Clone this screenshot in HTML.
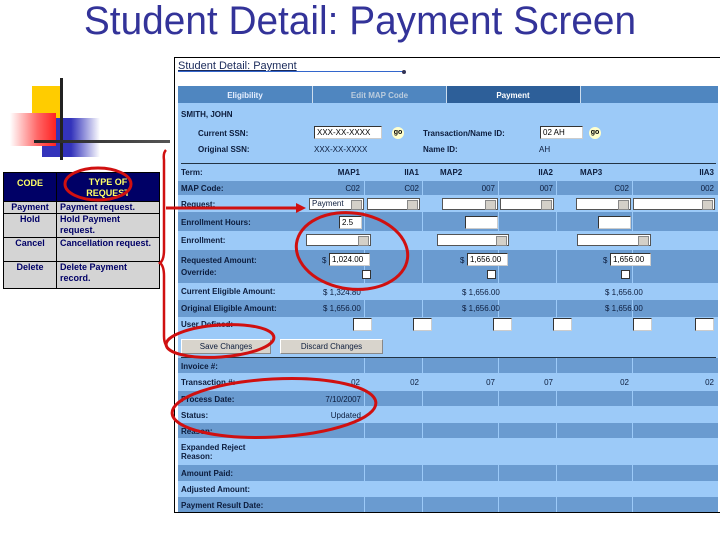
<!DOCTYPE html>
<html><head><meta charset="utf-8"><style>
*{margin:0;padding:0;box-sizing:border-box}
body{width:720px;height:540px;background:#fff;position:relative;overflow:hidden;font-family:"Liberation Sans",sans-serif}
.a{position:absolute}
.t{font-size:8px;font-weight:bold;color:#0c1c3c;white-space:nowrap}
.n{font-size:8px;color:#0c1c3c;white-space:nowrap}
.dk{background:#6a9bd0}
.inp{position:absolute;background:#fff;border:1px solid #333;border-right-color:#ccc;border-bottom-color:#ccc;font-size:8px;color:#000;padding-left:2px;line-height:11px}
.sel{position:absolute;background:#fff;border:1px solid #555;height:12px}
.sel:after{content:"";position:absolute;right:1px;top:1px;width:9px;height:8px;background:#d4d0c8;border:1px solid #888}
.cb{position:absolute;width:9px;height:9px;background:#fff;border:1px solid #333}
.lt td{padding:0 3px;vertical-align:top;border:1px solid #000;line-height:11px}
</style></head><body>
<div class="a" style="left:0;top:0;width:720px;text-align:center;font-size:40px;color:#333399;line-height:42px;transform:scaleX(0.97)">Student Detail: Payment Screen</div>

<!-- decorative -->
<div class="a" style="left:32px;top:86px;width:30px;height:32px;background:#ffcc00"></div>
<div class="a" style="left:42px;top:118px;width:58px;height:39px;background:linear-gradient(90deg,#3333bb 50%,#fff)"></div>
<div class="a" style="left:10px;top:113px;width:46px;height:33px;background:linear-gradient(90deg,#fff,#ff6666 60%,#ff2222)"></div>
<div class="a" style="left:60px;top:78px;width:3px;height:82px;background:#222"></div>
<div class="a" style="left:34px;top:140px;width:136px;height:3px;background:linear-gradient(90deg,#222,#555)"></div>

<!-- left table -->
<table class="a lt" style="left:3px;top:172px;width:157px;border-collapse:collapse;table-layout:fixed;font-size:9px;font-weight:bold;font-family:'Liberation Sans',sans-serif">
<colgroup><col style="width:53px"><col></colgroup>
<tr style="background:#000066;color:#ffff66;height:29px;text-align:center"><td style="padding-top:5px">CODE</td><td style="padding-top:4px">TYPE OF<br>REQUEST</td></tr>
<tr style="background:#d4d4d4;color:#000066;height:12px"><td style="text-align:center">Payment</td><td>Payment request.</td></tr>
<tr style="background:#d4d4d4;color:#000066;height:24px"><td style="text-align:center">Hold</td><td>Hold Payment request.</td></tr>
<tr style="background:#d4d4d4;color:#000066;height:24px"><td style="text-align:center">Cancel</td><td>Cancellation request.</td></tr>
<tr style="background:#d4d4d4;color:#000066;height:27px"><td style="text-align:center">Delete</td><td>Delete Payment record.</td></tr>
</table>

<!-- screenshot frame -->
<div class="a" style="left:174px;top:57px;width:546px;height:456px;border:1px solid #000;border-right:none;background:#fff"></div>
<div class="a" style="left:178px;top:60px;font-size:11px;color:#1a2a5a;text-decoration:underline">Student Detail: Payment</div>
<div class="a" style="left:178px;top:71px;width:226px;height:1px;background:#36c"></div>
<div class="a" style="left:402px;top:70px;width:4px;height:4px;border-radius:2px;background:#335"></div>

<!-- body -->
<div class="a" style="left:178px;top:86px;width:540px;height:426px;background:#9ccaf8"></div>
<div class="a" style="left:178px;top:86px;width:540px;height:17px;background:#4f86c0"></div>
<div class="a" style="left:446px;top:86px;width:134px;height:17px;background:#2d5f99"></div>
<div class="a" style="left:312px;top:86px;width:1px;height:17px;background:#cde"></div>
<div class="a" style="left:446px;top:86px;width:1px;height:17px;background:#cde"></div>
<div class="a" style="left:580px;top:86px;width:1px;height:17px;background:#cde"></div>
<div class="a t" style="left:178px;top:91px;width:134px;text-align:center;color:#e8f0ff">Eligibility</div>
<div class="a t" style="left:313px;top:91px;width:133px;text-align:center;color:#bcd">Edit MAP Code</div>
<div class="a t" style="left:446px;top:91px;width:134px;text-align:center;color:#fff">Payment</div>

<div class="a t" style="left:181px;top:110px">SMITH, JOHN</div>
<div class="a t" style="left:198px;top:129px">Current SSN:</div>
<div class="a t" style="left:198px;top:145px">Original SSN:</div>
<div class="inp" style="left:314px;top:126px;width:68px;height:13px">XXX-XX-XXXX</div>
<div class="a" style="left:392px;top:127px;width:12px;height:12px;border-radius:6px;background:#ffffcc;font-size:7px;font-weight:bold;text-align:center;line-height:12px">go</div>
<div class="a n" style="left:314px;top:145px">XXX-XX-XXXX</div>
<div class="a t" style="left:423px;top:129px">Transaction/Name ID:</div>
<div class="inp" style="left:540px;top:126px;width:43px;height:13px">02 AH</div>
<div class="a" style="left:589px;top:127px;width:12px;height:12px;border-radius:6px;background:#ffffcc;font-size:7px;font-weight:bold;text-align:center;line-height:12px">go</div>
<div class="a t" style="left:423px;top:145px">Name ID:</div>
<div class="a n" style="left:539px;top:145px">AH</div>
<div class="a" style="left:181px;top:163px;width:535px;height:1px;background:#234"></div>

<!-- dark rows -->
<div class="a dk" style="left:178px;top:181px;width:540px;height:14px"></div>
<div class="a dk" style="left:178px;top:212px;width:540px;height:19px"></div>
<div class="a dk" style="left:178px;top:250px;width:540px;height:33px"></div>
<div class="a dk" style="left:178px;top:300px;width:540px;height:17px"></div>
<div class="a dk" style="left:178px;top:358px;width:540px;height:15px"></div>
<div class="a dk" style="left:178px;top:391px;width:540px;height:15px"></div>
<div class="a dk" style="left:178px;top:423px;width:540px;height:15px"></div>
<div class="a dk" style="left:178px;top:465px;width:540px;height:16px"></div>
<div class="a dk" style="left:178px;top:497px;width:540px;height:15px"></div>
<svg class="a" style="left:0;top:0" width="720" height="540">
<g stroke="#9ccaf8" stroke-width="1">
<path d="M364.5 181v14M422.5 181v14M498.5 181v14M556.5 181v14M632.5 181v14"/>
<path d="M364.5 212v19M422.5 212v19M498.5 212v19M556.5 212v19M632.5 212v19"/>
<path d="M364.5 250v33M422.5 250v33M498.5 250v33M556.5 250v33M632.5 250v33"/>
<path d="M364.5 300v17M422.5 300v17M498.5 300v17M556.5 300v17M632.5 300v17"/>
<path d="M364.5 358v15M422.5 358v15M498.5 358v15M556.5 358v15M632.5 358v15"/>
<path d="M364.5 391v15M422.5 391v15M498.5 391v15M556.5 391v15M632.5 391v15"/>
<path d="M364.5 423v15M422.5 423v15M498.5 423v15M556.5 423v15M632.5 423v15"/>
<path d="M364.5 465v16M422.5 465v16M498.5 465v16M556.5 465v16M632.5 465v16"/>
<path d="M364.5 497v15M422.5 497v15M498.5 497v15M556.5 497v15M632.5 497v15"/>
</g></svg>

<div class="a t" style="left:181px;top:168px">Term:</div>
<div class="a t" style="left:181px;top:184px">MAP Code:</div>
<div class="a t" style="left:181px;top:200px">Request:</div>
<div class="a t" style="left:181px;top:218px">Enrollment Hours:</div>
<div class="a t" style="left:181px;top:236px">Enrollment:</div>
<div class="a t" style="left:181px;top:256px">Requested Amount:</div>
<div class="a t" style="left:181px;top:268px">Override:</div>
<div class="a t" style="left:181px;top:287px">Current Eligible Amount:</div>
<div class="a t" style="left:181px;top:304px">Original Eligible Amount:</div>
<div class="a t" style="left:181px;top:320px">User Defined:</div>
<div class="a t" style="left:181px;top:362px">Invoice #:</div>
<div class="a t" style="left:181px;top:378px">Transaction #:</div>
<div class="a t" style="left:181px;top:395px">Process Date:</div>
<div class="a t" style="left:181px;top:411px">Status:</div>
<div class="a t" style="left:181px;top:427px">Reason:</div>
<div class="a t" style="left:181px;top:443px">Expanded Reject<br>Reason:</div>
<div class="a t" style="left:181px;top:469px">Amount Paid:</div>
<div class="a t" style="left:181px;top:485px">Adjusted Amount:</div>
<div class="a t" style="left:181px;top:501px">Payment Result Date:</div>

<div class="a t" style="left:300px;top:168px;width:60px;text-align:right">MAP1</div>
<div class="a t" style="left:364px;top:168px;width:55px;text-align:right">IIA1</div>
<div class="a t" style="left:440px;top:168px">MAP2</div>
<div class="a t" style="left:500px;top:168px;width:53px;text-align:right">IIA2</div>
<div class="a t" style="left:580px;top:168px">MAP3</div>
<div class="a t" style="left:632px;top:168px;width:82px;text-align:right">IIA3</div>
<div class="a n" style="left:300px;top:184px;width:60px;text-align:right">C02</div>
<div class="a n" style="left:364px;top:184px;width:55px;text-align:right">C02</div>
<div class="a n" style="left:422px;top:184px;width:73px;text-align:right">007</div>
<div class="a n" style="left:498px;top:184px;width:55px;text-align:right">007</div>
<div class="a n" style="left:556px;top:184px;width:73px;text-align:right">C02</div>
<div class="a n" style="left:632px;top:184px;width:82px;text-align:right">002</div>

<div class="sel n" style="left:309px;top:198px;width:55px;padding-left:2px;line-height:10px">Payment</div>
<div class="sel" style="left:367px;top:198px;width:53px"></div>
<div class="sel" style="left:442px;top:198px;width:56px"></div>
<div class="sel" style="left:500px;top:198px;width:54px"></div>
<div class="sel" style="left:576px;top:198px;width:55px"></div>
<div class="sel" style="left:633px;top:198px;width:82px"></div>

<div class="inp" style="left:339px;top:216px;width:23px;height:13px">2.5</div>
<div class="inp" style="left:465px;top:216px;width:33px;height:13px"></div>
<div class="inp" style="left:598px;top:216px;width:33px;height:13px"></div>
<div class="sel" style="left:306px;top:234px;width:65px"></div>
<div class="sel" style="left:437px;top:234px;width:72px"></div>
<div class="sel" style="left:577px;top:234px;width:74px"></div>

<div class="a n" style="left:322px;top:256px">$</div><div class="inp" style="left:329px;top:253px;width:41px;height:13px">1,024.00</div>
<div class="a n" style="left:460px;top:256px">$</div><div class="inp" style="left:467px;top:253px;width:41px;height:13px">1,656.00</div>
<div class="a n" style="left:603px;top:256px">$</div><div class="inp" style="left:610px;top:253px;width:41px;height:13px">1,656.00</div>
<div class="cb" style="left:362px;top:270px"></div>
<div class="cb" style="left:487px;top:270px"></div>
<div class="cb" style="left:621px;top:270px"></div>

<div class="a n" style="left:323px;top:288px">$ 1,324.80</div>
<div class="a n" style="left:462px;top:288px">$ 1,656.00</div>
<div class="a n" style="left:605px;top:288px">$ 1,656.00</div>
<div class="a n" style="left:323px;top:304px">$ 1,656.00</div>
<div class="a n" style="left:462px;top:304px">$ 1,656.00</div>
<div class="a n" style="left:605px;top:304px">$ 1,656.00</div>

<div class="inp" style="left:353px;top:318px;width:19px;height:13px"></div>
<div class="inp" style="left:413px;top:318px;width:19px;height:13px"></div>
<div class="inp" style="left:493px;top:318px;width:19px;height:13px"></div>
<div class="inp" style="left:553px;top:318px;width:19px;height:13px"></div>
<div class="inp" style="left:633px;top:318px;width:19px;height:13px"></div>
<div class="inp" style="left:695px;top:318px;width:19px;height:13px"></div>

<div class="a n" style="left:181px;top:339px;width:90px;height:15px;background:#d8d4cc;border:1px solid #888;border-top-color:#fff;border-left-color:#fff;text-align:center;line-height:13px">Save Changes</div>
<div class="a n" style="left:280px;top:339px;width:103px;height:15px;background:#d8d4cc;border:1px solid #888;border-top-color:#fff;border-left-color:#fff;text-align:center;line-height:13px">Discard Changes</div>
<div class="a" style="left:181px;top:357px;width:535px;height:1px;background:#234"></div>

<div class="a n" style="left:300px;top:378px;width:60px;text-align:right">02</div>
<div class="a n" style="left:364px;top:378px;width:55px;text-align:right">02</div>
<div class="a n" style="left:422px;top:378px;width:73px;text-align:right">07</div>
<div class="a n" style="left:498px;top:378px;width:55px;text-align:right">07</div>
<div class="a n" style="left:556px;top:378px;width:73px;text-align:right">02</div>
<div class="a n" style="left:632px;top:378px;width:82px;text-align:right">02</div>
<div class="a n" style="left:300px;top:395px;width:61px;text-align:right">7/10/2007</div>
<div class="a n" style="left:300px;top:411px;width:61px;text-align:right">Updated</div>

<svg class="a" style="left:0;top:0" width="720" height="540">
<g fill="none" stroke="#d01010" stroke-width="3">
<ellipse cx="98" cy="184" rx="33" ry="16"/>
<ellipse cx="352" cy="251" rx="56" ry="38" transform="rotate(8 352 251)"/>
<ellipse cx="220" cy="341" rx="54" ry="16" transform="rotate(-4 220 341)"/>
<ellipse cx="274" cy="408" rx="102" ry="29" transform="rotate(-3 274 408)"/>
<path d="M166 150 q-3 3 -2 10 v90 q0 10 -4 13 q4 3 4 13 v60 q0 6 2 9" stroke-width="2.5"/>
</g>
<path d="M166 208 L298 208" stroke="#d01010" stroke-width="3"/>
<path d="M296 203 L306 208 L296 213 Z" fill="#d01010"/>
</svg>
</body></html>
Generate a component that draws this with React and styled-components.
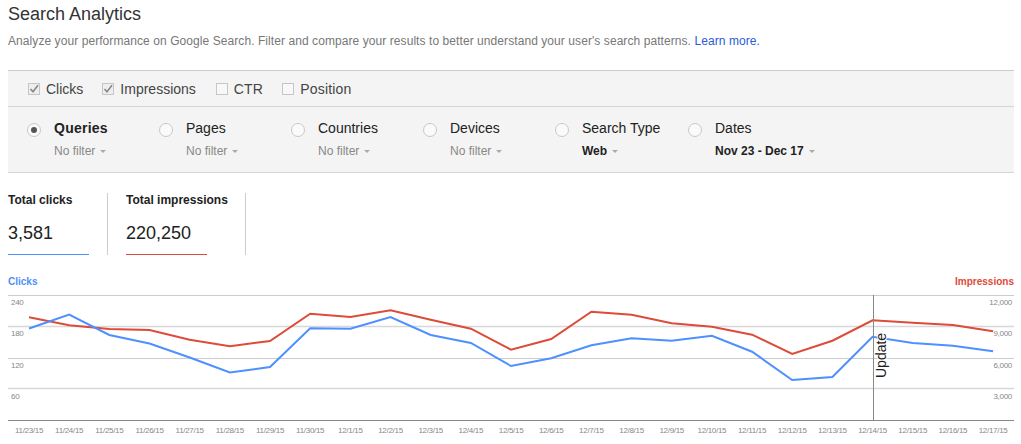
import React from "react"
import styled, { createGlobalStyle } from "styled-components"

const GlobalStyle = createGlobalStyle`
    html, body {
        background: #fff;
        margin: 0;
        padding: 0;
    }
    body {
        font-family: "Liberation Sans", Arial, sans-serif;
    }
`

const BLUE = "#4d90fe"
const RED = "#dd4b39"

const dates = [
    "11/23/15", "11/24/15", "11/25/15", "11/26/15", "11/27/15", "11/28/15", "11/29/15", "11/30/15",
    "12/1/15", "12/2/15", "12/3/15", "12/4/15", "12/5/15", "12/6/15", "12/7/15", "12/8/15", "12/9/15",
    "12/10/15", "12/11/15", "12/12/15", "12/13/15", "12/14/15", "12/15/15", "12/16/15", "12/17/15"
]
const clicks = [
    328.5, 314.5, 335, 343.5, 357.5, 372.5, 367, 328.3, 328.7, 317, 335, 343, 366, 358.3, 345.3, 338.3,
    340.7, 335.7, 351.7, 380, 377, 336.7, 343, 345.7, 351.3
]
const impressions = [
    317.3, 325.3, 329, 330, 339.7, 346.3, 341, 313.7, 317, 310.3, 319.7, 328.7, 349.7, 339, 311.7, 314.7,
    323.3, 326.7, 334.7, 354, 340.7, 320.3, 322.7, 325, 331.3
]
const gridLines = [295.5, 326.5, 358.5, 388.5]
const leftTicks = [["240", 302], ["180", 333], ["120", 365], ["60", 396]]
const rightTicks = [["12,000", 302], ["9,000", 333], ["6,000", 365], ["3,000", 396]]

const xAt = (i) => 29 + i * 40.17
const toPoints = (values) => values.map((y, i) => `${xAt(i).toFixed(1)},${y}`).join(" ")

const Page = styled.div`
    box-sizing: border-box;
    height: 444px;
    overflow: hidden;
    padding: 4px 7px 0 8px;
    width: 1021px;
`

const Title = styled.h1`
    color: #333;
    font-size: 18px;
    font-weight: normal;
    line-height: 20px;
    margin: 0;
`

const Intro = styled.p`
    color: #777;
    font-size: 12px;
    letter-spacing: 0.073px;
    line-height: 16px;
    margin: 9px 0 21px;
`

const LearnMore = styled.a`
    color: #2a5bd7;
    text-decoration: none;
`

const Panel = styled.section`
    background: #f4f4f4;
    border-bottom: 1px solid #d5d5d5;
    border-top: 1px solid #ccc;
`

const MetricBar = styled.div`
    align-items: center;
    border-bottom: 1px solid #d5d5d5;
    box-sizing: border-box;
    display: flex;
    height: 36px;
    padding-left: 20px;
`

const CheckItem = styled.label`
    align-items: center;
    color: #444;
    display: flex;
    font-size: 14px;
    gap: 6px;
    letter-spacing: ${(props) => props.$tracking || 0}px;
    margin-right: ${(props) => props.$gap}px;
`

const CheckBox = styled.span`
    align-items: center;
    background: ${(props) => (props.$checked ? "#eee" : "#f8f8f8")};
    border: 1px solid #c6c6c6;
    box-sizing: border-box;
    display: flex;
    height: 12px;
    justify-content: center;
    width: 12px;
`

const FilterBar = styled.div`
    box-sizing: border-box;
    display: flex;
    height: 65px;
    padding: 13px 0 0 19px;
`

const FilterColumn = styled.div`
    display: flex;
    width: ${(props) => props.$width}px;
`

const Radio = styled.span`
    align-items: center;
    background: #fafafa;
    border: 1px solid #c8c8c8;
    border-radius: 50%;
    box-sizing: border-box;
    display: flex;
    flex: none;
    height: 14px;
    justify-content: center;
    margin: 3px 13px 0 0;
    width: 14px;

    &::after {
        background: #555;
        border-radius: 50%;
        content: "";
        display: ${(props) => (props.$on ? "block" : "none")};
        height: 6px;
        width: 6px;
    }
`

const FilterName = styled.div`
    color: #222;
    font-size: 14px;
    font-weight: ${(props) => (props.$active ? "bold" : "normal")};
    letter-spacing: ${(props) => (props.$active ? "0.25px" : "0")};
    line-height: 16px;
`

const FilterValue = styled.div`
    align-items: center;
    color: ${(props) => (props.$set ? "#222" : "#888")};
    display: flex;
    font-size: 12px;
    font-weight: ${(props) => (props.$set ? "bold" : "normal")};
    gap: 5px;
    line-height: 14px;
    margin-top: 8px;
`

const Caret = styled.span`
    border-left: 3px solid transparent;
    border-right: 3px solid transparent;
    border-top: 3px solid #aaa;
    height: 0;
    width: 0;
`

const Totals = styled.div`
    display: flex;
    margin-top: 20px;
`

const Total = styled.div`
    border-right: 1px solid #ccc;
    box-sizing: border-box;
    height: 62px;
    margin-right: 18px;
    width: ${(props) => props.$width}px;
`

const TotalLabel = styled.div`
    color: #222;
    font-size: 12px;
    font-weight: bold;
    line-height: 14px;
    white-space: nowrap;
`

const TotalValue = styled.div`
    color: #222;
    font-size: 18px;
    line-height: 22px;
    margin-top: 15px;
`

const TotalRule = styled.div`
    background: ${(props) => props.$color};
    height: 1px;
    margin-top: 10px;
    width: 81px;
`

const Legend = styled.div`
    display: flex;
    font-size: 10px;
    font-weight: bold;
    justify-content: space-between;
    line-height: 12px;
    margin-top: 21px;
`

const LegendItem = styled.span`
    color: ${(props) => props.$color};
`

const Chart = styled.svg`
    display: block;
    font-family: "Liberation Sans", Arial, sans-serif;
`

const Tick = styled.text`
    fill: #888;
    font-size: 8px;
    letter-spacing: -0.3px;
`

const UpdateLabel = styled.text`
    fill: #222;
    font-size: 14px;
    paint-order: stroke;
    stroke: #fff;
    stroke-width: 2px;
`

const CheckMark = () => (
    <svg width="10" height="10" viewBox="0 0 10 10">
        <path d="M1.5 5 L4 7.8 L9 1.2" fill="none" stroke="#888" strokeWidth="1.6" />
    </svg>
)

const Check = ({ label, checked, gap, tracking }) => (
    <CheckItem $gap={gap} $tracking={tracking}>
        <CheckBox $checked={checked}>{checked && <CheckMark />}</CheckBox>
        {label}
    </CheckItem>
)

const Filter = ({ name, value, width, active, set }) => (
    <FilterColumn $width={width}>
        <Radio $on={active} />
        <div>
            <FilterName $active={active}>{name}</FilterName>
            <FilterValue $set={set}>
                {value}
                <Caret />
            </FilterValue>
        </div>
    </FilterColumn>
)

const TrafficChart = () => (
    <Chart width="1006" height="156" viewBox="8 288 1006 156">
        {gridLines.map((y, i) => (
            <line key={y} x1="8" x2="1014" y1={y} y2={y} stroke={i % 2 ? "#d8d8d8" : "#ccc"} strokeWidth={i % 2 ? 1.6 : 1} />
        ))}
        <line x1="8" x2="1014" y1="420.5" y2="420.5" stroke="#888" />
        {leftTicks.map(([label, y]) => (
            <Tick key={label} x="11" y={y + 3}>{label}</Tick>
        ))}
        {rightTicks.map(([label, y]) => (
            <Tick key={label} x="1012" y={y + 3} textAnchor="end">{label}</Tick>
        ))}
        <polyline points={toPoints(impressions)} fill="none" stroke={RED} strokeWidth="2" />
        <polyline points={toPoints(clicks)} fill="none" stroke={BLUE} strokeWidth="2" />
        <line x1="873.5" x2="873.5" y1="295" y2="420" stroke="#888" />
        <UpdateLabel transform="translate(886 378) rotate(-90)">Update</UpdateLabel>
        {dates.map((date, i) => (
            <Tick key={date} x={xAt(i)} y="433" textAnchor="middle">{date}</Tick>
        ))}
    </Chart>
)

const App = () => (
    <Page>
        <GlobalStyle />
        <Title>Search Analytics</Title>
        <Intro>
            Analyze your performance on Google Search. Filter and compare your results to better understand your
            user's search patterns. <LearnMore href="#">Learn more.</LearnMore>
        </Intro>
        <Panel>
            <MetricBar>
                <Check label="Clicks" checked gap={19} />
                <Check label="Impressions" checked gap={20} />
                <Check label="CTR" gap={19} tracking={0.2} />
                <Check label="Position" tracking={0.2} />
            </MetricBar>
            <FilterBar>
                <Filter name="Queries" value="No filter" width={132} active />
                <Filter name="Pages" value="No filter" width={132} />
                <Filter name="Countries" value="No filter" width={132} />
                <Filter name="Devices" value="No filter" width={132} />
                <Filter name="Search Type" value="Web" width={133} set />
                <Filter name="Dates" value="Nov 23 - Dec 17" width={200} set />
            </FilterBar>
        </Panel>
        <Totals>
            <Total $width={100}>
                <TotalLabel>Total clicks</TotalLabel>
                <TotalValue>3,581</TotalValue>
                <TotalRule $color={BLUE} />
            </Total>
            <Total $width={120}>
                <TotalLabel>Total impressions</TotalLabel>
                <TotalValue>220,250</TotalValue>
                <TotalRule $color={RED} />
            </Total>
        </Totals>
        <Legend>
            <LegendItem $color={BLUE}>Clicks</LegendItem>
            <LegendItem $color={RED}>Impressions</LegendItem>
        </Legend>
        <TrafficChart />
    </Page>
)

export default App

What you will do: Gather each line in the entries above where the string "React" is found.

Response:
Generate a component that draws this with React and styled-components.
import React from "react"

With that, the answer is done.